By Anna Lynn Spitzer08.01.05
-- Research on microfluidic, or nanoliter-scale fluid, devices could one day lead to a cure for breast cancer and spinal cord injuries. By applying the area of microfluidics to biology, researchers working in the lab of Noo Li Jeon, UCI assistant professor of biomedical engineering, are creating devices that could contribute to such a breakthrough.
Jeong Won Park, a biomedical engineering postdoctoral researcher, and Madelyn Luttgen, a third-year biomedical engineering student and SURF-IT research fellow, have developed a microfluidic device that allows scientists to easily replicate tests on the central nervous system.
“Our system can mimic different spinal cord injuries,” Park explains. “After a spinal cord injury, certain myelin-derived proteins prevent axonal regeneration. Many people study these inhibitions through an in vivo model utilizing rats and mice, but with our system, it is much easier to test new drugs and observe the regeneration of axons.”

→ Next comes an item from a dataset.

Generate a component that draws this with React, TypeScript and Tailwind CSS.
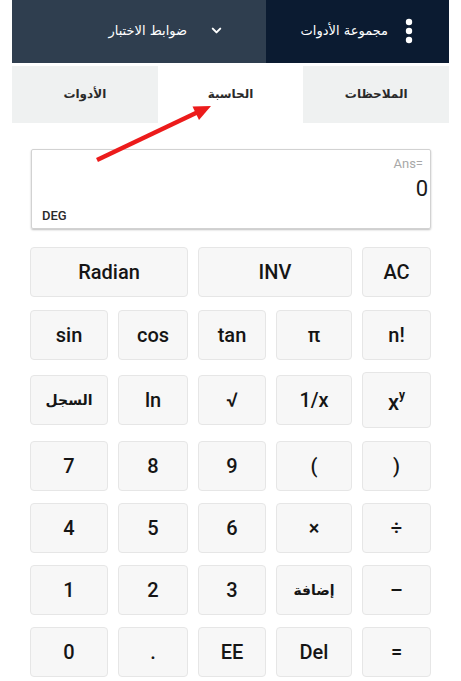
import { ChevronDown } from 'lucide-react';

const arabic = "font-['DejaVu_Sans','Noto_Sans',sans-serif]";

type Key = { label: React.ReactNode; span?: string; arabic?: boolean; big?: boolean };

const rows: { mt: string; keys: Key[] }[] = [
  {
    mt: 'mt-[18px]',
    keys: [
      { label: 'Radian', span: 'col-span-2' },
      { label: 'INV', span: 'col-span-2' },
      { label: 'AC' },
    ],
  },
  { mt: 'mt-[13px]', keys: [{ label: 'sin' }, { label: 'cos' }, { label: 'tan' }, { label: 'π' }, { label: 'n!' }] },
  {
    mt: 'mt-[15px]',
    keys: [
      { label: 'السجل', arabic: true },
      { label: 'ln' },
      { label: '√' },
      { label: '1/x' },
      {
        label: (
          <span className="text-[22px] pt-[4px]">
            x<sup className="relative -top-[11px] text-[12px] font-bold">y</sup>
          </span>
        ),
        big: true,
      },
    ],
  },
  { mt: 'mt-[16px]', keys: [{ label: '7' }, { label: '8' }, { label: '9' }, { label: '(' }, { label: ')' }] },
  { mt: 'mt-[12px]', keys: [{ label: '4' }, { label: '5' }, { label: '6' }, { label: '×' }, { label: '÷' }] },
  { mt: 'mt-[12px]', keys: [{ label: '1' }, { label: '2' }, { label: '3' }, { label: 'إضافة', arabic: true }, { label: '–' }] },
  { mt: 'mt-[12px]', keys: [{ label: '0' }, { label: '.' }, { label: 'EE' }, { label: 'Del' }, { label: '=' }] },
];

function CalcKey({ k }: { k: Key }) {
  return (
    <button
      className={`${k.span ?? ''} ${k.big ? '-my-[3px] h-[56px]' : 'h-[50px]'} flex items-center justify-center rounded-[4px] border border-[#e6e6e6] bg-[#f7f7f7] text-[#151515] ${
        k.arabic ? `${arabic} text-[14px] font-bold` : 'text-[20px] font-medium'
      }`}
    >
      {k.label}
    </button>
  );
}

export default function App() {
  return (
    <div className="relative h-[681px] w-[461px] overflow-hidden bg-white font-['Roboto',sans-serif]">
      {/* top bar */}
      <div className="mx-3 flex h-[63px]">
        <div className="flex flex-1 items-center justify-end gap-[22px] bg-[#2f3e4f] pr-[42px] pb-[2px]">
          <span dir="rtl" className={`${arabic} text-[13px] text-white`}>
            ضوابط الاختبار
          </span>
          <ChevronDown size={15} strokeWidth={3.2} className="text-white" />
        </div>
        <div className="flex w-[183px] items-center justify-end gap-[17px] bg-[#0b1b31] pr-[36px] pb-[2px]">
          <span dir="rtl" className={`${arabic} text-[13px] text-white`}>
            مجموعة الأدوات
          </span>
          <svg width="8" height="26" viewBox="0 0 8 26">
            <circle cx="4" cy="4" r="3.2" fill="white" />
            <circle cx="4" cy="13" r="3.2" fill="white" />
            <circle cx="4" cy="22" r="3.2" fill="white" />
          </svg>
        </div>
      </div>

      {/* tabs */}
      <div className={`mx-3 mt-[3px] grid h-[57px] grid-cols-3 ${arabic} text-[12px] font-bold text-[#2a2a2a]`}>
        <div dir="rtl" className="flex items-center justify-center bg-[#eff1f1] pb-[2px]">الأدوات</div>
        <div dir="rtl" className="flex items-center justify-center bg-white pb-[2px]">الحاسبة</div>
        <div dir="rtl" className="flex items-center justify-center bg-[#eff1f1] pb-[2px]">الملاحظات</div>
      </div>

      {/* display */}
      <div className="mt-[26px] ml-[31px] mr-[30px] flex h-[80px] flex-col rounded-[2px] border border-[#d2d2d2] shadow-[0_1px_2px_rgba(0,0,0,0.25)]">
        <div className="mt-[6px] mr-[7px] text-right text-[13px] leading-[16px] text-[#a8a8a8]">Ans=</div>
        <div className="mt-[5px] mr-[2px] text-right text-[22px] leading-[24px] text-[#1a1a1a]">0</div>
        <div className="mt-auto mb-[5px] ml-[10px] text-[13px] font-medium leading-[15px] text-[#2a2a2a]">DEG</div>
      </div>

      {/* keypad */}
      <div className="ml-[30px]">
        {rows.map((r, i) => (
          <div key={i} className={`${r.mt} grid grid-cols-[78px_70px_68px_76px_69px] items-center gap-x-[10px]`}>
            {r.keys.map((k, j) => (
              <CalcKey key={j} k={k} />
            ))}
          </div>
        ))}
      </div>

      {/* red arrow annotation */}
      <svg className="pointer-events-none absolute left-0 top-0" width="461" height="681">
        <line x1="97" y1="160" x2="198" y2="112" stroke="#ec1b1b" strokeWidth="4.5" />
        <polygon points="211,106 192.5,106.5 199,120" fill="#ec1b1b" />
      </svg>
    </div>
  );
}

In vivo models are unreliable for this type of research because conditions differ from test to test. Even minor variations in vivo may trigger vastly different results at the cellular level.

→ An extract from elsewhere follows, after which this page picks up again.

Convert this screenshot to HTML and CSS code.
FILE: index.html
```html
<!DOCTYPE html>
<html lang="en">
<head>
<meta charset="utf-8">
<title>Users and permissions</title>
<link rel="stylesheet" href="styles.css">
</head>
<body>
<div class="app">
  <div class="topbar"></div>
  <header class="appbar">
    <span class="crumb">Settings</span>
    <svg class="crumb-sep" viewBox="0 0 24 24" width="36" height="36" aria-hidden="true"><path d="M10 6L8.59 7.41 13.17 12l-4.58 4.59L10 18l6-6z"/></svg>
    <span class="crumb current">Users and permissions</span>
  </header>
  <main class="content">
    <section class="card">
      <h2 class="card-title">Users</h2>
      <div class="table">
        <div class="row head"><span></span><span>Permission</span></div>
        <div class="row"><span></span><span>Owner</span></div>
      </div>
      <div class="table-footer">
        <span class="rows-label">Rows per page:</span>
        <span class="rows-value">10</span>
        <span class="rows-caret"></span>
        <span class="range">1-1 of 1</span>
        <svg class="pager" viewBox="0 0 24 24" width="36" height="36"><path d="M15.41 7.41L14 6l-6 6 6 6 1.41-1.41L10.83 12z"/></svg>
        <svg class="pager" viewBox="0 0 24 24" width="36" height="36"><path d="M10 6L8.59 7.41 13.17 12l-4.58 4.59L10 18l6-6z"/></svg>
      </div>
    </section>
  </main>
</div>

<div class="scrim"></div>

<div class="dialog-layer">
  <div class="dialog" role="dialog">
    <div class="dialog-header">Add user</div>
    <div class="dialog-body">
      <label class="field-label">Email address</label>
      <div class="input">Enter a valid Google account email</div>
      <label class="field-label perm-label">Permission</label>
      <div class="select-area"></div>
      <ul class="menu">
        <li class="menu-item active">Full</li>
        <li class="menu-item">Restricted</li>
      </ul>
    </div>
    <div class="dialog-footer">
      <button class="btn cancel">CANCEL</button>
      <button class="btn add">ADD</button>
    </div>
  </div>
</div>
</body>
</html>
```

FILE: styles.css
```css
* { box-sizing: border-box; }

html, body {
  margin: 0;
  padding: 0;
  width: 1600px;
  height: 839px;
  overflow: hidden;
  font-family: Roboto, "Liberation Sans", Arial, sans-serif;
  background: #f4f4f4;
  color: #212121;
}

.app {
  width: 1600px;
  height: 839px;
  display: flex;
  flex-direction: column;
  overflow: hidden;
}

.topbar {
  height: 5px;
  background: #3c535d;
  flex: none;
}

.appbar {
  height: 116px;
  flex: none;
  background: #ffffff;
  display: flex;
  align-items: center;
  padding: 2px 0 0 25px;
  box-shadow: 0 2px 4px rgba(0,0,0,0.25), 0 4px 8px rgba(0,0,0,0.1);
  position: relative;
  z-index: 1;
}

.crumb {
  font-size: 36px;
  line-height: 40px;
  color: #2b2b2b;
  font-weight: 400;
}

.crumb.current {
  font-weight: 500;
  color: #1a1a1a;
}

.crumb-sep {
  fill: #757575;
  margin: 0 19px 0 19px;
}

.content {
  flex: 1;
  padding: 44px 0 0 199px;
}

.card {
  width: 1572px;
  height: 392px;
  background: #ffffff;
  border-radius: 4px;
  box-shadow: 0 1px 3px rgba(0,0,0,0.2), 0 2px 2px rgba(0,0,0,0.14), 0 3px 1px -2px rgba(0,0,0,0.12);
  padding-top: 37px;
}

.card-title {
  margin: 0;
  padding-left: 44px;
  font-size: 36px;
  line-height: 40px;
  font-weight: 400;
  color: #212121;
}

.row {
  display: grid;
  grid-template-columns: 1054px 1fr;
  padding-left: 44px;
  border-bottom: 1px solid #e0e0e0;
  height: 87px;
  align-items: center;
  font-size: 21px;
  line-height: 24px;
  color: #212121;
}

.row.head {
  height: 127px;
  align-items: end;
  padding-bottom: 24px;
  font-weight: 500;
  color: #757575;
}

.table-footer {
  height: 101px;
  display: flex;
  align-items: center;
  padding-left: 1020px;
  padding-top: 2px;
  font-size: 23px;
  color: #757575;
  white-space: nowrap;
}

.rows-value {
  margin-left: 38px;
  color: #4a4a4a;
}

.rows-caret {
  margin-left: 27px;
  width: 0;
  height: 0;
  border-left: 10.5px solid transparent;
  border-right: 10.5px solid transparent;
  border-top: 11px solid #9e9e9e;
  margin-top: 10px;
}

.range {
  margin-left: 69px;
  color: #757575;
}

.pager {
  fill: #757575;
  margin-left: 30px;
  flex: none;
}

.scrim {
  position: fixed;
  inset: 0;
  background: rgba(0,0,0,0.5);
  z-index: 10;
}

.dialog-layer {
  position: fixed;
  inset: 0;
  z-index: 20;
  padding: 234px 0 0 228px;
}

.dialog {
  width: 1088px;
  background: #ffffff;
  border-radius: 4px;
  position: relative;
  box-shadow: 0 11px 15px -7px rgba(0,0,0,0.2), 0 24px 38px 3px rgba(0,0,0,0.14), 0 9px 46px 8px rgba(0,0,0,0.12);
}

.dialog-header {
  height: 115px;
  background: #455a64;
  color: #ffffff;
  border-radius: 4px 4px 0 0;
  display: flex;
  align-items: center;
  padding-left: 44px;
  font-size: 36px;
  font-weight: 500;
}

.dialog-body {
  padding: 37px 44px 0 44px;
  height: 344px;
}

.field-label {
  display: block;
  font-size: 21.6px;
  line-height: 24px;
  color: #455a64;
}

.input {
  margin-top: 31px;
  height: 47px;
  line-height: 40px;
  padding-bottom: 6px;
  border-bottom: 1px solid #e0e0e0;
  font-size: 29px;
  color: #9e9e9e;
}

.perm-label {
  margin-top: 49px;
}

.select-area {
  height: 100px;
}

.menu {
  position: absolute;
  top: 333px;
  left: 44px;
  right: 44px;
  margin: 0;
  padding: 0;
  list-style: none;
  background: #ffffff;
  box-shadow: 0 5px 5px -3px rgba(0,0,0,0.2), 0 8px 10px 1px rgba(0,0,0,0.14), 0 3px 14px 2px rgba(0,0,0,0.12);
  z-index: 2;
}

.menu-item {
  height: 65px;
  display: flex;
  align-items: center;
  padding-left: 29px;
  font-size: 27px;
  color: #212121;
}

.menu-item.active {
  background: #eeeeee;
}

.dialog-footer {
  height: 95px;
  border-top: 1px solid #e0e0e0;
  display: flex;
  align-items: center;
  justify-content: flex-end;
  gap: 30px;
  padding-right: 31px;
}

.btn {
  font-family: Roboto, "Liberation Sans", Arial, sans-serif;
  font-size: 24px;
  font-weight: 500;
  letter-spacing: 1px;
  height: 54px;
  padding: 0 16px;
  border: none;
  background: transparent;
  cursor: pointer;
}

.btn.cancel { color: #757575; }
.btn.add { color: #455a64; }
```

With Park and Luttgen’s microfluidic device, which consists of thousands of parallel, 150-micron-long channels between two vertical channels, scientists can duplicate the exact conditions of each experiment.
“After we put the cell medium and the cells into these wells, they make their way into the microchannels, which are connected like rungs in a ladder,” Luttgen elucidates. “The head of the neuron will grow on one side and the axon on the other side. The axons grow in rows, so it’s easy to manipulate them.”

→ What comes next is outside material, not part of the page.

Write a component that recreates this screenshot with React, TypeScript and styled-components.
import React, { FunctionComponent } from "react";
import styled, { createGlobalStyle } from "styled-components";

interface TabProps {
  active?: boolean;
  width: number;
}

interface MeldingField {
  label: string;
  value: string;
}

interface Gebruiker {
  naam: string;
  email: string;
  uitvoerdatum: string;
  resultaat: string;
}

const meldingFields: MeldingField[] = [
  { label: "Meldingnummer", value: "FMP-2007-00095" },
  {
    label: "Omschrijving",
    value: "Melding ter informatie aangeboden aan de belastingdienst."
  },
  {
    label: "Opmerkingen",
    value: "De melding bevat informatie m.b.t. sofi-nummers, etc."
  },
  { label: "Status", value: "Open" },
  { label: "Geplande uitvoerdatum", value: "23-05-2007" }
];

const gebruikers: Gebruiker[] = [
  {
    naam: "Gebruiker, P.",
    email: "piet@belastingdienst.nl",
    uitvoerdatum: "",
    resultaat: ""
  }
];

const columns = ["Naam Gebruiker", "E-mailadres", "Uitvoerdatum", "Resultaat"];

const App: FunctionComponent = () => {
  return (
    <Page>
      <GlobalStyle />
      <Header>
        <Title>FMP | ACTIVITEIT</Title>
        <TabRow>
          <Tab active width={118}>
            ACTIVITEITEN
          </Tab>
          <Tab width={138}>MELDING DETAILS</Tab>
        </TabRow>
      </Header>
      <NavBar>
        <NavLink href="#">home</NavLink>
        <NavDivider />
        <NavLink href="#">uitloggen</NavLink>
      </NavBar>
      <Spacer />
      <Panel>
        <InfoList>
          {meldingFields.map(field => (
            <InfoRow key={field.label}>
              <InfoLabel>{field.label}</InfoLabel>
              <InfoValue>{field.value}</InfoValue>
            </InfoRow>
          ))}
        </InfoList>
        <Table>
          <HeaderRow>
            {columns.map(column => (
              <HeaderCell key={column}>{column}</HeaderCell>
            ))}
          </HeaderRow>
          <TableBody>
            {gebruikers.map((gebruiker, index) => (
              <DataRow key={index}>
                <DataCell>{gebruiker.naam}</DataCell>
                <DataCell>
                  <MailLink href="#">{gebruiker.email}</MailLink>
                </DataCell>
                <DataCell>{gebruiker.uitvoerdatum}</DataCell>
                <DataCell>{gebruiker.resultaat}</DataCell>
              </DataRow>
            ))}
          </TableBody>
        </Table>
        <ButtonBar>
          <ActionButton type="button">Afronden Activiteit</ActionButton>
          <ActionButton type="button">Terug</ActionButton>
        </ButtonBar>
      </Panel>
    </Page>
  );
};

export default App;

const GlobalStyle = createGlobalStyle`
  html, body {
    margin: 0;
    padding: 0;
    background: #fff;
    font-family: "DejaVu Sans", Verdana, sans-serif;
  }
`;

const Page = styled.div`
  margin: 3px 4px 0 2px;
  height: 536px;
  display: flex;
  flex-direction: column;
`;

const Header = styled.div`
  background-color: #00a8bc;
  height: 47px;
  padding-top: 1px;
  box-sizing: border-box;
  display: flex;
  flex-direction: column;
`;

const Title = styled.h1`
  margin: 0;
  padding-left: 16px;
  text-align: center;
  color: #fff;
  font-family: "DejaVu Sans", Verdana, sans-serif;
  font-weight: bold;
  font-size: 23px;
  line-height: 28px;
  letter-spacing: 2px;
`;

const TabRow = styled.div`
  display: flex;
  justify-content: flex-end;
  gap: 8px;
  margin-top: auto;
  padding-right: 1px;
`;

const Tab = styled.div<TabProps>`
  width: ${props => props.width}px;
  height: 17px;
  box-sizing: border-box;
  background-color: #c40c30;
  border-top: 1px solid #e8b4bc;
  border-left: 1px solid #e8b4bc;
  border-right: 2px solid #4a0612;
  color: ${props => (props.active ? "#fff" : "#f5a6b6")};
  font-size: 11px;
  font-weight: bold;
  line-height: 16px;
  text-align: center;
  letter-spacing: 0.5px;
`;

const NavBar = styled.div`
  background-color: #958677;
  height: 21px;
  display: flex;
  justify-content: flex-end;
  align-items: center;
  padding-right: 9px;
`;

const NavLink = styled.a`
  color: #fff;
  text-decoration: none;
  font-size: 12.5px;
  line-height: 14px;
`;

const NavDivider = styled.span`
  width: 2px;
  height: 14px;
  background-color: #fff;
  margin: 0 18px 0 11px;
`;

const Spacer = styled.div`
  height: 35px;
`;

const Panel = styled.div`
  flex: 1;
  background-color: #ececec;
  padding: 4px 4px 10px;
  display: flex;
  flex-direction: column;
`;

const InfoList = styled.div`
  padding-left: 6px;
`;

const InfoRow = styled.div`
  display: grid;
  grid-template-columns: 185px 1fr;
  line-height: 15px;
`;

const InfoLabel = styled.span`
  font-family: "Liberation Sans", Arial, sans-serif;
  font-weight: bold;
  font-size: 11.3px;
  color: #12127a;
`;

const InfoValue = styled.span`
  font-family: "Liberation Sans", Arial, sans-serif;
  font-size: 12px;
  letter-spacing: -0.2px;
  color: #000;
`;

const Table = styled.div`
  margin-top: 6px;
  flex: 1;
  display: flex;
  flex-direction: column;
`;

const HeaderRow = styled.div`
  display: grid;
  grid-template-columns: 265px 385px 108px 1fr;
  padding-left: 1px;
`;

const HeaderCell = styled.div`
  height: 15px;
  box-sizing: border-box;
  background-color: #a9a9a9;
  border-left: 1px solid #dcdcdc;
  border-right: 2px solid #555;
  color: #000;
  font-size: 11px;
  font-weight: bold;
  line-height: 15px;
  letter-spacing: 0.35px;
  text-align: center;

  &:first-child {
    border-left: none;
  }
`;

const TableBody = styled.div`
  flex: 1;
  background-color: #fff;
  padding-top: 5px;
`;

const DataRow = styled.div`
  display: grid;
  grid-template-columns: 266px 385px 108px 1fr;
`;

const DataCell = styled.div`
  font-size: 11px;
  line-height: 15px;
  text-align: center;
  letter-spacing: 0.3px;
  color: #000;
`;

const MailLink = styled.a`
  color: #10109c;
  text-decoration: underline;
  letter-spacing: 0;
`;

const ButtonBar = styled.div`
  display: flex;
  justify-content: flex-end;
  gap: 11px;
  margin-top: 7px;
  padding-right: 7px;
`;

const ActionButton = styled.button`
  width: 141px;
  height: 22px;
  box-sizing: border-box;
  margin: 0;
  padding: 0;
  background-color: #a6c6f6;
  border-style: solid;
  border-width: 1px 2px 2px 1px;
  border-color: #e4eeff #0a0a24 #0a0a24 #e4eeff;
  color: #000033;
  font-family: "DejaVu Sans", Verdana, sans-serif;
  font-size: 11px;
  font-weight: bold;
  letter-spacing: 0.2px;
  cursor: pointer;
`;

Bobak Mosadegh, a fourth-year biomedical engineering student and SURF-IT research fellow, is working on a similar microfluidic device developed to study chemotaxis (cell migration in response to external concentration gradients). The device also consists of many microchannels between two vertical channels.
By adding epidermal growth factor, a protein that causes migration of cells, to the microchannels and altering the grooves of the channels, researchers are able to generate different concentration gradients and chemical profiles. Certain cells will then migrate across the channels depending on the different concentration gradients.
“We can analyze the cells that pass through to determine which receptors caused them to go through the channels,” Mosadegh says. “Hopefully we can find a relationship between receptors and chemotaxis.”
The lab team has decided to focus the project on two cells types: metastatic breast cancer cells and infection-fighting neutrophils. With new, detailed insight into the migration patterns of these cells in precisely controlled gradients, improved treatment for the prevention of the spread of breast cancer cells and the promotion of wound-healing cells can be developed.
“It’s the basic science of why things happen, which is why we’re able to apply it,” Mosadegh adds.
Both groups have begun experiments; Mosadegh is studying the migration of breast cancer cells and Luttgen is testing the effect of Nogo, a growth-cone inhibitor. Mastering the capabilities of microfluidic devices will open many doors to future research.
“There’s a lot of potential in the field,” Jeon says. “We work on coming up with new devices to look at things that nobody could even dream of looking at before.”